National security expert and former Commander of the USS Cole Kirk Lippold said the projects were awarded permits “following years of review by state and federal agencies,” including the Coast Guard, the Naval Undersea Warfare Center, the Air Force and more.

“The record of decisions all show that the Department of Defense was consulted at every stage of the permitting process,” he said, arguing that the projects would benefit national security because they would diversify the country’s energy supply.

The action comes two weeks after a federal judge struck down Trump’s executive order blocking wind energy projects, saying the effort to halt virtually all leasing of wind farms on federal lands and waters was “arbitrary and capricious” and violates U.S. law.

Judge Patti Saris of the U.S. District Court for the District of Massachusetts vacated Trump’s Jan. 20 executive order blocking wind energy projects and declared it unlawful.

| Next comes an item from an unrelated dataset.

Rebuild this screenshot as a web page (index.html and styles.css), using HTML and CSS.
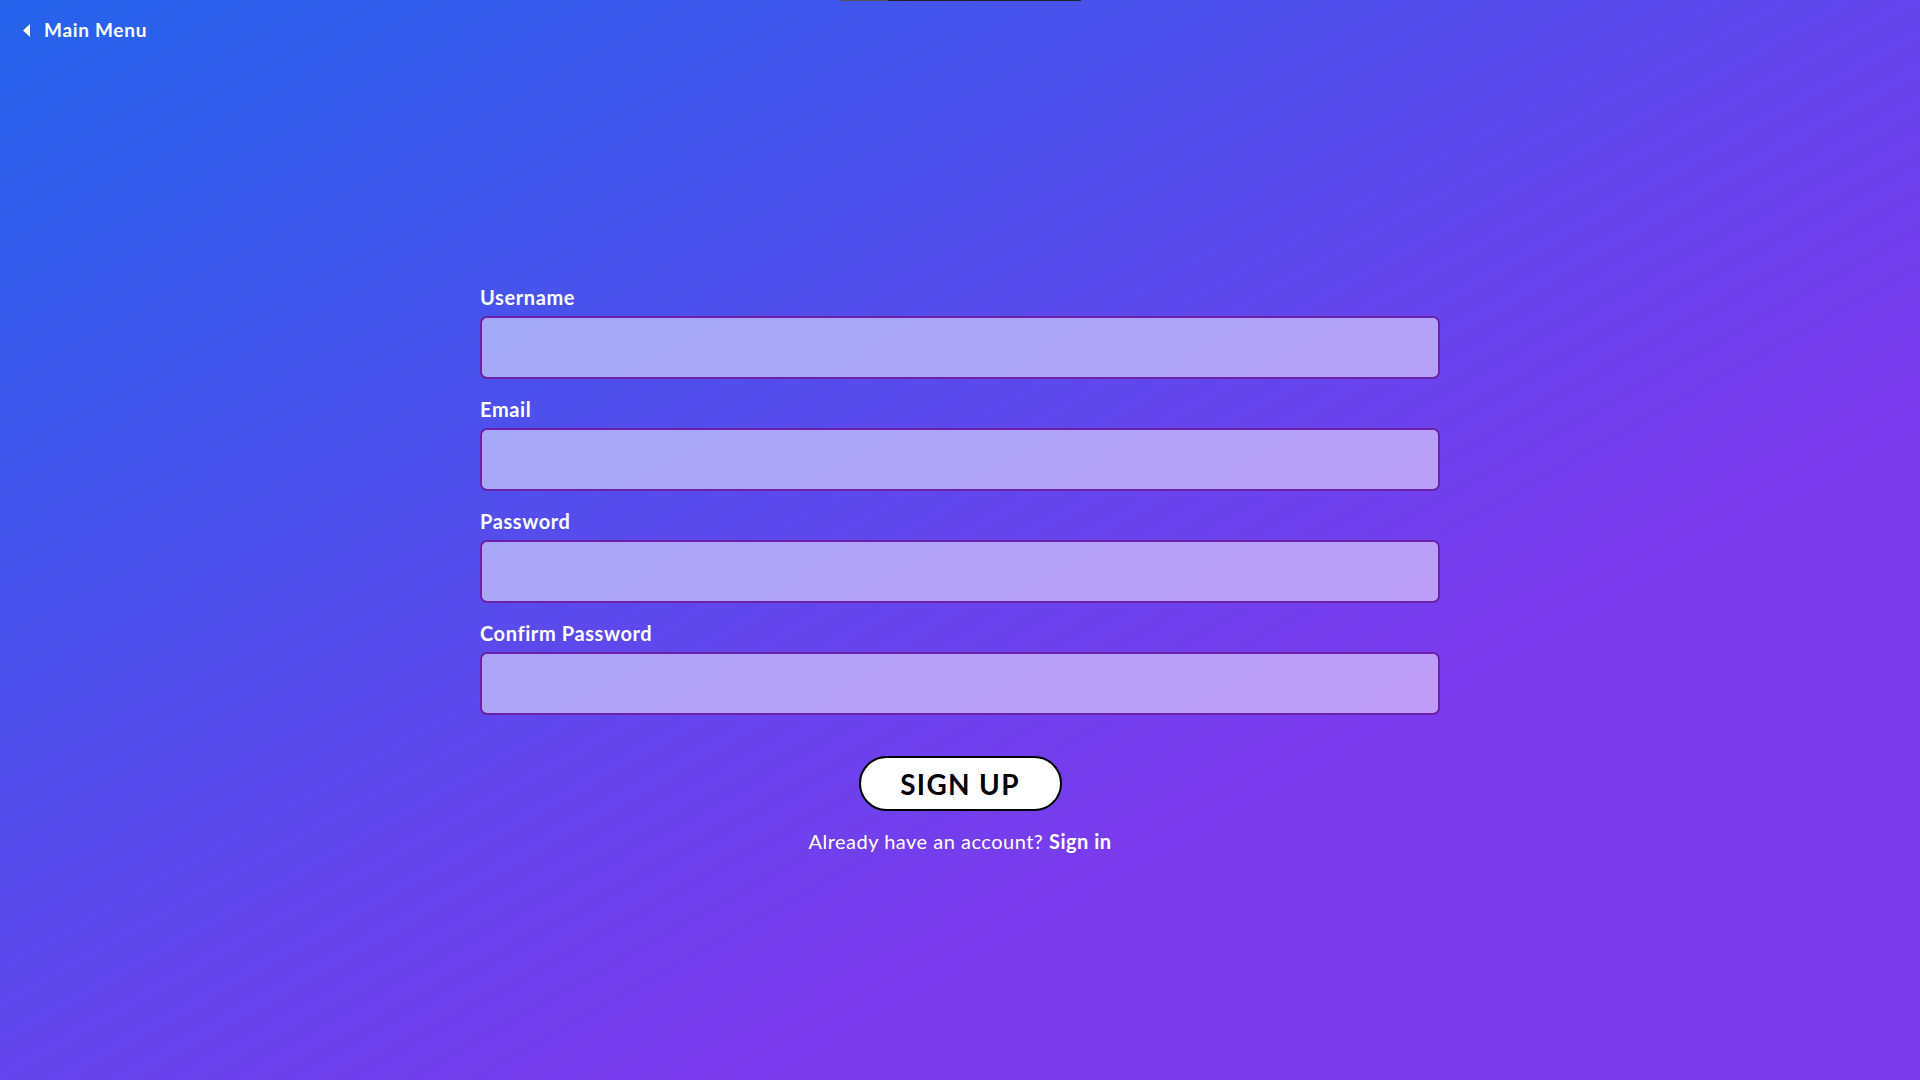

Saris ruled in favor of a coalition of state attorneys general from 17 states and Washington, D.C., led by New York Attorney General Letitia James, that challenged Trump’s Day One order that paused leasing and permitting for wind energy projects.

Trump has been hostile to renewable energy, particularly offshore wind, and prioritizes fossil fuels to produce electricity.

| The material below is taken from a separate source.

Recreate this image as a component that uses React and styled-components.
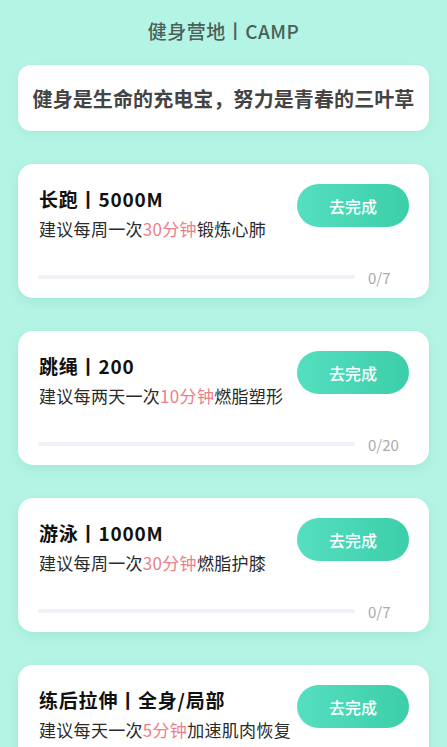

Wind supporters called the administration’s actions illegal and said offshore wind provides some of the most affordable, reliable electric power to the grid.

“For nearly a year, the Trump administration has recklessly obstructed the build-out of clean, affordable power for millions of Americans, just as the country’s need for electricity is surging,” said Ted Kelly of the Environmental Defense Fund.

“Now the administration is again illegally blocking clean, affordable energy,” Kelly said. “We should not be kneecapping America’s largest source of renewable power, especially when we need more cheap, homegrown electricity.”

The administration’s actions are especially egregious because, at the same time, it is propping up aging, expensive coal plants “that barely work and pollute our air,” Kelly said.

The Conservation Law Foundation, a Boston-based environmental group, called the pause “a desperate rerun of the Trump administration’s failed attempt to kill offshore wind,” noting that courts have already rejected the administration’s arguments.

“Trying again to halt these projects tramples on the rule of law, threatens jobs and deliberately sabotages a critical industry that strengthens — not weakens — America’s energy security,” said Kate Sinding Daly, senior vice president for law and policy at the law foundation.